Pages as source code
....

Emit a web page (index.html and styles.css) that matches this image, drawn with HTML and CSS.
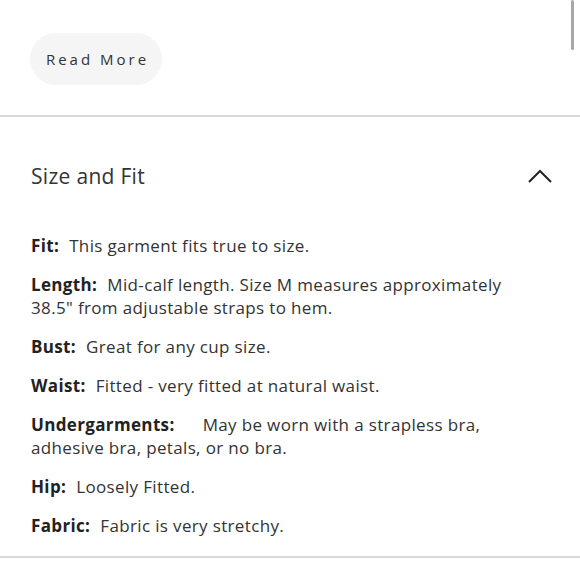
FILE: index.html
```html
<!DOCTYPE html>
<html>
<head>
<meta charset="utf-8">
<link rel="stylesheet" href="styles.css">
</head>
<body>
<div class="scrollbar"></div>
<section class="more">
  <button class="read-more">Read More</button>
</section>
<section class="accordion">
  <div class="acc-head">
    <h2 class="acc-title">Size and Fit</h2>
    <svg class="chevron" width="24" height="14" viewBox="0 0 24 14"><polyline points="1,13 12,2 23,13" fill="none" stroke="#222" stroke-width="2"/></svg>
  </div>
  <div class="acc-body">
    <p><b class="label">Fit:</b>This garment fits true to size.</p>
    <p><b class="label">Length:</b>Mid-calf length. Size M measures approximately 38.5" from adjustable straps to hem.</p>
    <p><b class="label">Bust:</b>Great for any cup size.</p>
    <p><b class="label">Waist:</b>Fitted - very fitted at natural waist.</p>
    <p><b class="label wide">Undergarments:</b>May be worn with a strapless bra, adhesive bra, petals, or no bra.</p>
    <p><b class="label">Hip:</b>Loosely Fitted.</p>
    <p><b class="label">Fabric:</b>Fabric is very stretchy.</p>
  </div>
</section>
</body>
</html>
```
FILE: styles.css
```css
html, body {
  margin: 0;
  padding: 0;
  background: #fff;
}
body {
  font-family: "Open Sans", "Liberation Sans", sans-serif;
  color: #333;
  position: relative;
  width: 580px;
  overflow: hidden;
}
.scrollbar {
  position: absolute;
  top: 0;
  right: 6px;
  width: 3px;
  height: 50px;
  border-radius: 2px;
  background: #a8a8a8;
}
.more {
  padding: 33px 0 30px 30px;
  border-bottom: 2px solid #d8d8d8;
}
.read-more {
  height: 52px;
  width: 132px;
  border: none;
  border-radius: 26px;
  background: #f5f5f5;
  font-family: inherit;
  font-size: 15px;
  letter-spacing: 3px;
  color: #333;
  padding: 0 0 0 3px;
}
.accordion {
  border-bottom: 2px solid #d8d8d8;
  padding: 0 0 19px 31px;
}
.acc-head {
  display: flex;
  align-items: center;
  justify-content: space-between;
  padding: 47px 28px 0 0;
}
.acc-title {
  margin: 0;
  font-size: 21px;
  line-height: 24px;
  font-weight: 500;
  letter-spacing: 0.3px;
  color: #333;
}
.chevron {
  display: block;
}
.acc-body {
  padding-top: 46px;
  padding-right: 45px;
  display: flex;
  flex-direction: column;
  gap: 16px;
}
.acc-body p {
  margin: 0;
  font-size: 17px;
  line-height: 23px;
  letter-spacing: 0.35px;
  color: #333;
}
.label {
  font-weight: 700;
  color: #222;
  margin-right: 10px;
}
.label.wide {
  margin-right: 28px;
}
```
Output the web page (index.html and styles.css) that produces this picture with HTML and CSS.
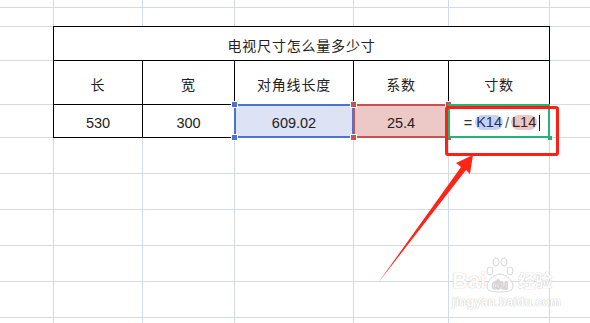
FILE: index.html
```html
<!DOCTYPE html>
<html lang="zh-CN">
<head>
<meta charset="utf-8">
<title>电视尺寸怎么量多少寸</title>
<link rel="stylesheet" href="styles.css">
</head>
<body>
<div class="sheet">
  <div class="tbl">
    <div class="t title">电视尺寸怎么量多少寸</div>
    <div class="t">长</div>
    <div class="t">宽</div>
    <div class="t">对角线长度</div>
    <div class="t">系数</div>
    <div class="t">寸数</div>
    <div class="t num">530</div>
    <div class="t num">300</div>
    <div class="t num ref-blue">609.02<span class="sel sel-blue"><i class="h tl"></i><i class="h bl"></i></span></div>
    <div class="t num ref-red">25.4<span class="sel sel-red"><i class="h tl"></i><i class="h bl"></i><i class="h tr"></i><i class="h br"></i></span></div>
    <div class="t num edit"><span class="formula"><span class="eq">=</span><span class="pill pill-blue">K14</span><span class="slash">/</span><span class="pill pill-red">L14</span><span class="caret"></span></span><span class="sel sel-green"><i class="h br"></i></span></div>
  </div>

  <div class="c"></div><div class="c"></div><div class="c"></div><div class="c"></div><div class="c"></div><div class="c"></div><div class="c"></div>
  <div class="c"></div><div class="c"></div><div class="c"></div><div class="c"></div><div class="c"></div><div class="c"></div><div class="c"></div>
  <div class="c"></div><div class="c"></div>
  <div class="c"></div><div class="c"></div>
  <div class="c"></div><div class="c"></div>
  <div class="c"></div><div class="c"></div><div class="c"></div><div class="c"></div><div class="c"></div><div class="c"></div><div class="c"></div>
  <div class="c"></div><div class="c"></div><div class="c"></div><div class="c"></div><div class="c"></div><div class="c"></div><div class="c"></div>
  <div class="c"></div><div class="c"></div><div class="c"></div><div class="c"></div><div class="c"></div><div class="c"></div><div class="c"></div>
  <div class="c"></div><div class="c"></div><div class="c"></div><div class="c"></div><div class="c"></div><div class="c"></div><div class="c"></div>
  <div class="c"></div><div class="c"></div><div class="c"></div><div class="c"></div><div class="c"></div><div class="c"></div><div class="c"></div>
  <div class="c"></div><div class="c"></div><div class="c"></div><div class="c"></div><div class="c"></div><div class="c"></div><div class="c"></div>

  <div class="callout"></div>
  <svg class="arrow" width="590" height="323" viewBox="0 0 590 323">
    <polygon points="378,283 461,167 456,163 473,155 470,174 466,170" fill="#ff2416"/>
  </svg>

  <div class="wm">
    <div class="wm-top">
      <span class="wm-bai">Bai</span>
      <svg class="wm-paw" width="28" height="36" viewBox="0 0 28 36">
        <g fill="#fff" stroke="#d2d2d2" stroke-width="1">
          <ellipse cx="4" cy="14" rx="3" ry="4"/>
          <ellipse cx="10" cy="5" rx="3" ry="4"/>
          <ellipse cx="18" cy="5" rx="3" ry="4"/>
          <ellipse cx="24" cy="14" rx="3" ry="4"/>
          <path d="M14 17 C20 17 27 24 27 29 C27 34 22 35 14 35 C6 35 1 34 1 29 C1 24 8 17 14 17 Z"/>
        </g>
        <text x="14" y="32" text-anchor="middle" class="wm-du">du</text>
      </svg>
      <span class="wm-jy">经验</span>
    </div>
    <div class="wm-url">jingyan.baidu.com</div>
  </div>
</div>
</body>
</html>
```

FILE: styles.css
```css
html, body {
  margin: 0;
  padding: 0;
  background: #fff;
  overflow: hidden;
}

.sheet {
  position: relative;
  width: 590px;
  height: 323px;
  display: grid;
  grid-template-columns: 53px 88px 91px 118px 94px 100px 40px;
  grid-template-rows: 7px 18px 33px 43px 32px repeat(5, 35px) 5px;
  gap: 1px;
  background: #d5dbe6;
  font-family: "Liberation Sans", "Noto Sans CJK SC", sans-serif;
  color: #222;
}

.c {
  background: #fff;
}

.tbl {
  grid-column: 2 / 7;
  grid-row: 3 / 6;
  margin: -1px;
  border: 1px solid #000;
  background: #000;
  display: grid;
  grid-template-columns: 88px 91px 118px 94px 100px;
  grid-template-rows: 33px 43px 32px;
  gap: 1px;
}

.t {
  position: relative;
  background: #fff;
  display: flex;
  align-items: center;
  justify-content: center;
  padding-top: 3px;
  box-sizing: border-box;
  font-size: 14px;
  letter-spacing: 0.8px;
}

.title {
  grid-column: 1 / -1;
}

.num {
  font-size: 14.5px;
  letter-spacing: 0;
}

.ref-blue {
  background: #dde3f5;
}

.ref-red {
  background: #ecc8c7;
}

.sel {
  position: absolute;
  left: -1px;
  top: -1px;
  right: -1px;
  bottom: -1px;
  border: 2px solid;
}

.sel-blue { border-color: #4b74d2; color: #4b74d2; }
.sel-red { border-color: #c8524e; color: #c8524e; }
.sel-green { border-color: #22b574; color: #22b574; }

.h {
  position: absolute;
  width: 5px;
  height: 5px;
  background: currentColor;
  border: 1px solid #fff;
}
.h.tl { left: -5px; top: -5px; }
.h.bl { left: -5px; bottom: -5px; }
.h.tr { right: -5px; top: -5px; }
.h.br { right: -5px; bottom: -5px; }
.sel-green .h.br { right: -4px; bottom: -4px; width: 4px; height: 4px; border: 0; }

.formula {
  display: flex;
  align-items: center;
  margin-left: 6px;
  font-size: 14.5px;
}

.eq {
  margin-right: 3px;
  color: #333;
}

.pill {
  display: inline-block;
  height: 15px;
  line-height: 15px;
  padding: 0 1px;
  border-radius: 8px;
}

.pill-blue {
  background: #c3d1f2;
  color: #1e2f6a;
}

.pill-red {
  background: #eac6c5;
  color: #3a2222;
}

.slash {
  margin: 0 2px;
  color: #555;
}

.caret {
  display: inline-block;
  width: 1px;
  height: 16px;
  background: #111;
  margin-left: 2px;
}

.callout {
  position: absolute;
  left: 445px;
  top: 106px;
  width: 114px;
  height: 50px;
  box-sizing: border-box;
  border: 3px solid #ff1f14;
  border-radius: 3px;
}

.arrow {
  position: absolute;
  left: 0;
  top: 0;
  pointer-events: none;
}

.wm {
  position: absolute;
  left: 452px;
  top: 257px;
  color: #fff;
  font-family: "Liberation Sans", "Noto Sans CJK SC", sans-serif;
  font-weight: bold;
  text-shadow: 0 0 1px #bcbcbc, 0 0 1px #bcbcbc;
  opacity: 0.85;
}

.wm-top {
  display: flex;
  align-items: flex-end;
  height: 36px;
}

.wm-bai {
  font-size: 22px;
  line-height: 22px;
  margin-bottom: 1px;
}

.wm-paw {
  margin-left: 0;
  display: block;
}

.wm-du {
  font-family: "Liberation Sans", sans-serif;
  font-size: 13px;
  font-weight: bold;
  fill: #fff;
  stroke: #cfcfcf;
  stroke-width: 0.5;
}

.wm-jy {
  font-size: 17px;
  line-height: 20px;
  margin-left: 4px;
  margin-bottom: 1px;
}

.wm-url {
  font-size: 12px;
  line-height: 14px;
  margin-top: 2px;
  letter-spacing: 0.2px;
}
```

....

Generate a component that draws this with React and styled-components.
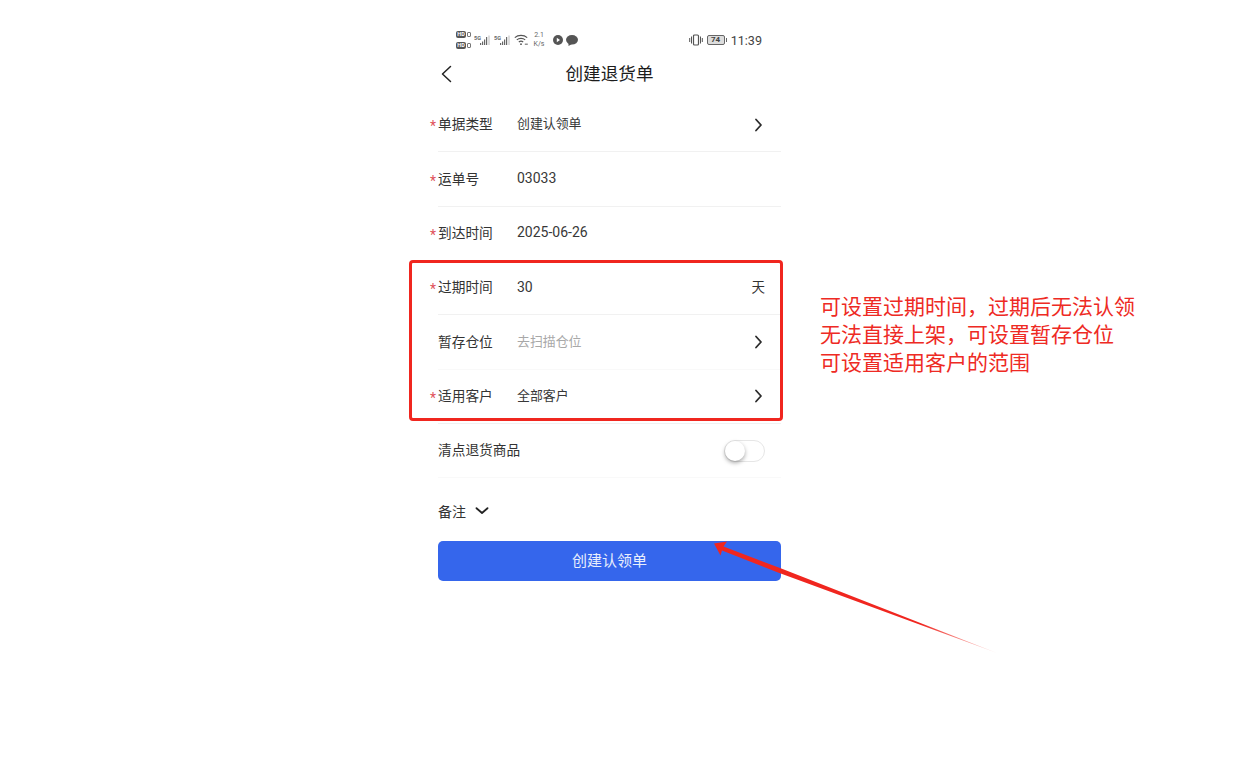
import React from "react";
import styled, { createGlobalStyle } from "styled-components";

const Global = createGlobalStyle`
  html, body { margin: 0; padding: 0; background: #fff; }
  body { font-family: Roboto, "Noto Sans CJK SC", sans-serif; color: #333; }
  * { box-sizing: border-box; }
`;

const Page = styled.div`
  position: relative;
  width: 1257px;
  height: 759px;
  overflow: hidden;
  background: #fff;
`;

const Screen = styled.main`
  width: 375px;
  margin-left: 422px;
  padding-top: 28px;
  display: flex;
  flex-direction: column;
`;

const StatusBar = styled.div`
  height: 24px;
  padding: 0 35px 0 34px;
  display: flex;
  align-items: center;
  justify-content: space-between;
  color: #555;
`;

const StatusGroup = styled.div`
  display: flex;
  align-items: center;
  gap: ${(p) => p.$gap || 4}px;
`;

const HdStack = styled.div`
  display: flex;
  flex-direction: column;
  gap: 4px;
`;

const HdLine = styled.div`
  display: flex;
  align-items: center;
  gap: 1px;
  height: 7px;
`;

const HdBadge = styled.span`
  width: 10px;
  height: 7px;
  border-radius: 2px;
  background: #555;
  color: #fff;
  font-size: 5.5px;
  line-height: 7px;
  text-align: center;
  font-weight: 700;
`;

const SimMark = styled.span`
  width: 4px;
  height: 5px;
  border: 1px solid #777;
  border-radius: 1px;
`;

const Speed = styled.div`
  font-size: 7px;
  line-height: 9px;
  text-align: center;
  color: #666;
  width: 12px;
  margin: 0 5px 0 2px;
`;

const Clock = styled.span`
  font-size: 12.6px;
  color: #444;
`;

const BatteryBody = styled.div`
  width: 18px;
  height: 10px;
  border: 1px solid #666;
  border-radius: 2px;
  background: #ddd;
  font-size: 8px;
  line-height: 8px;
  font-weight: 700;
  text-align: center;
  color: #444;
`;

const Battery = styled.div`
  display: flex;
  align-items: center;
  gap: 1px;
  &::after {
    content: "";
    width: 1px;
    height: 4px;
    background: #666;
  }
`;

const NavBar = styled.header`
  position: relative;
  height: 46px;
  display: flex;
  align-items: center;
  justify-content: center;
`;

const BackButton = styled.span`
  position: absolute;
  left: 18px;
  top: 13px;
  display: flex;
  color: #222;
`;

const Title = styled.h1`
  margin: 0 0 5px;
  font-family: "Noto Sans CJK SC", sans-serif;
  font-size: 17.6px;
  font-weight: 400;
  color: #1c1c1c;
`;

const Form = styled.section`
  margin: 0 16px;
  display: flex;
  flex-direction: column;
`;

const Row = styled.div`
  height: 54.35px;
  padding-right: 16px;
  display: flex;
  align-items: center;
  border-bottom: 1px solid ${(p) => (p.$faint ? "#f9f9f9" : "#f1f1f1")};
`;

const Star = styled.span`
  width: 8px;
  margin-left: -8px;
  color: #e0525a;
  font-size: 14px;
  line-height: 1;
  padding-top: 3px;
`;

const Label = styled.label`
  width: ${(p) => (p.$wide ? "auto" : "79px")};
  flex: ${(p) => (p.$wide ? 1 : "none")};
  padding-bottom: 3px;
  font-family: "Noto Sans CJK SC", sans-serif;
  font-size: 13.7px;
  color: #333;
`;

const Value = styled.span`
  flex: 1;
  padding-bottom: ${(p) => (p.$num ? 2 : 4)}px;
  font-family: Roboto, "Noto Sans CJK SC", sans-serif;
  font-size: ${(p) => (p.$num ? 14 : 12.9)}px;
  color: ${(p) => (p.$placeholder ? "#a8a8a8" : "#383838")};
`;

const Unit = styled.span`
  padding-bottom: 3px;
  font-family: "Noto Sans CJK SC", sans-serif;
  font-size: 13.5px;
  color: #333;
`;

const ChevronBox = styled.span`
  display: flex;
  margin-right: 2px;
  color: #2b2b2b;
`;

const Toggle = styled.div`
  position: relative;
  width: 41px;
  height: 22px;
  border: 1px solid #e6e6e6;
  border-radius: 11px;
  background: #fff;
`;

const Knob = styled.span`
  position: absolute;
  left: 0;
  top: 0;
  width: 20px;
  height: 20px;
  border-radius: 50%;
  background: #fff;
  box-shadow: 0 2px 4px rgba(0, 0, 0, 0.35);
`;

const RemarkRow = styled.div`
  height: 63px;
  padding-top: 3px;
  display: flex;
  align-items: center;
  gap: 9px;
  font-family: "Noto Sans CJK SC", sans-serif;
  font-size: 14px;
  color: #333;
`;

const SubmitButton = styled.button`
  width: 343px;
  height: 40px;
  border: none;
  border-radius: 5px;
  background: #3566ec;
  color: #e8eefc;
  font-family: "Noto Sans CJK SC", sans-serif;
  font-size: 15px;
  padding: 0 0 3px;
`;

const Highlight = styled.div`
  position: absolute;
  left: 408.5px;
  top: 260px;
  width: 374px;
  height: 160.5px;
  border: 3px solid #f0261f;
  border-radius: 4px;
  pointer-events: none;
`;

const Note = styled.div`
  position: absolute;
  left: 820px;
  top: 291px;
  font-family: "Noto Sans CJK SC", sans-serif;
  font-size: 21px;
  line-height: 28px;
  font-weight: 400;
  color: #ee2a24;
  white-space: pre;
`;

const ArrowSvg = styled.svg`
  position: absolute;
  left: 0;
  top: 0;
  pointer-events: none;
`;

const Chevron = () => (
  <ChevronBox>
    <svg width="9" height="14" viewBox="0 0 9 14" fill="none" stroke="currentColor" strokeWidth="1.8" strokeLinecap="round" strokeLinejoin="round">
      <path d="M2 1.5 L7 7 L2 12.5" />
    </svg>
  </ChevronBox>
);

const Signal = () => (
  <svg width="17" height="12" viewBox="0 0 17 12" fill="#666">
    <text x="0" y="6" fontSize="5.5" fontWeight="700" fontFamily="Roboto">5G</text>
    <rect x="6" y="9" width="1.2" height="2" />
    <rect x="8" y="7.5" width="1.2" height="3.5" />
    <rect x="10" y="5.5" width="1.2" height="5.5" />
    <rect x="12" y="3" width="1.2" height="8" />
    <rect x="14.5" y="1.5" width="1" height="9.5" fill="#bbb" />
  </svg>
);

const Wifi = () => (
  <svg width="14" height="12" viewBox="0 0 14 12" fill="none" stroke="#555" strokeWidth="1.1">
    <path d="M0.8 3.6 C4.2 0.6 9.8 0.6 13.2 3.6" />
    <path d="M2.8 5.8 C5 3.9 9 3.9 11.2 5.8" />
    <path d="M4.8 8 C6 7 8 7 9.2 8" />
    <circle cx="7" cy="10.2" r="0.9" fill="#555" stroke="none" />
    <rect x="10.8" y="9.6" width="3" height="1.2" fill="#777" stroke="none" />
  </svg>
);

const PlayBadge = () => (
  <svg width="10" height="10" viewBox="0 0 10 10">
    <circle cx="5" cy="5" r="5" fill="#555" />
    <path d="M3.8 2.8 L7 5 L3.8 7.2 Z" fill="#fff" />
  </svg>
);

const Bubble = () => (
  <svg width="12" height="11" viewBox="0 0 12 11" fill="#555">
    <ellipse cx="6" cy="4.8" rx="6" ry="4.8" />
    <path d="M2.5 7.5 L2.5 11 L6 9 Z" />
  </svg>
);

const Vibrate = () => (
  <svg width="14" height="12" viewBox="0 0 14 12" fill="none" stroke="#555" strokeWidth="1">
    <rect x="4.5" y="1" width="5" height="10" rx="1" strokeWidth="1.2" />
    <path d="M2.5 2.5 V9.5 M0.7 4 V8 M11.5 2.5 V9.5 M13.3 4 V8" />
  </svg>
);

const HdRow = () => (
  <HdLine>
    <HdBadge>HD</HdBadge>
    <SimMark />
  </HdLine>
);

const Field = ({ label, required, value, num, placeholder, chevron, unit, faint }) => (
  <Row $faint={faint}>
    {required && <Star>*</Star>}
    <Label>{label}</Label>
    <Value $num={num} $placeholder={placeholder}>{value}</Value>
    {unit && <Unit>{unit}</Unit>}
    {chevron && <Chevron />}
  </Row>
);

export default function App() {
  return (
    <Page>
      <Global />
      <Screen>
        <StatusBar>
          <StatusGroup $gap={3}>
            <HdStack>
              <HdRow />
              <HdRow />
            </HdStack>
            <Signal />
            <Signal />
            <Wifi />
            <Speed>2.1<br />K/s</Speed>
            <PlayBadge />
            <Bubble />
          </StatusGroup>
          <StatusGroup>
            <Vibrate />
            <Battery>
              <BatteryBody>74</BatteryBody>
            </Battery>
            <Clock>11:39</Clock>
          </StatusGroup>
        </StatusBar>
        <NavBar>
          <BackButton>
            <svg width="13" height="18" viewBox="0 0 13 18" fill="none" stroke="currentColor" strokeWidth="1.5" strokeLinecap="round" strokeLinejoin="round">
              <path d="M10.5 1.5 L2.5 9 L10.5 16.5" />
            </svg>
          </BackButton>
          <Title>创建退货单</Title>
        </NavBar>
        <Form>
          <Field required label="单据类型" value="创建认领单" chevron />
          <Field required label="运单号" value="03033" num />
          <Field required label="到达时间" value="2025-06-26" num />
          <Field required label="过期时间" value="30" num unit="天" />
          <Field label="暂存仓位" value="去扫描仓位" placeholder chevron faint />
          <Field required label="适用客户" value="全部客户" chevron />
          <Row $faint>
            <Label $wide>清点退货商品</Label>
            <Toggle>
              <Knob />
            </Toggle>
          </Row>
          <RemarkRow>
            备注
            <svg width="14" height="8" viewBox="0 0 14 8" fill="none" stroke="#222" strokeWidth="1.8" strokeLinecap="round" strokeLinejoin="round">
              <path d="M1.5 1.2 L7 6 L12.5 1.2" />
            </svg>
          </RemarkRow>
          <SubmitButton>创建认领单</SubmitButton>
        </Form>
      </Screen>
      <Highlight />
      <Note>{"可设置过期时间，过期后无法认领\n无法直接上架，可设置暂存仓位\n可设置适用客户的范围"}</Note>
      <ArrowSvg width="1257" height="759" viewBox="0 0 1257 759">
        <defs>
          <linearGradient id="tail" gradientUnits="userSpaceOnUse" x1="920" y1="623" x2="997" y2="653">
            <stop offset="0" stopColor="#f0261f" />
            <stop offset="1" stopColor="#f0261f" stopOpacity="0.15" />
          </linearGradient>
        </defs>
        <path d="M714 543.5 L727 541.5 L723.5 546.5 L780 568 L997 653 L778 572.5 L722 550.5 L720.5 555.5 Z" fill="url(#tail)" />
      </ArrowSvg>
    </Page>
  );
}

....

* _OBJECTIVE_:
Among the entries above, how many lines hold the string "that"? Respond with nothing but the number.

* _EXERCISE OUTPUT_:
3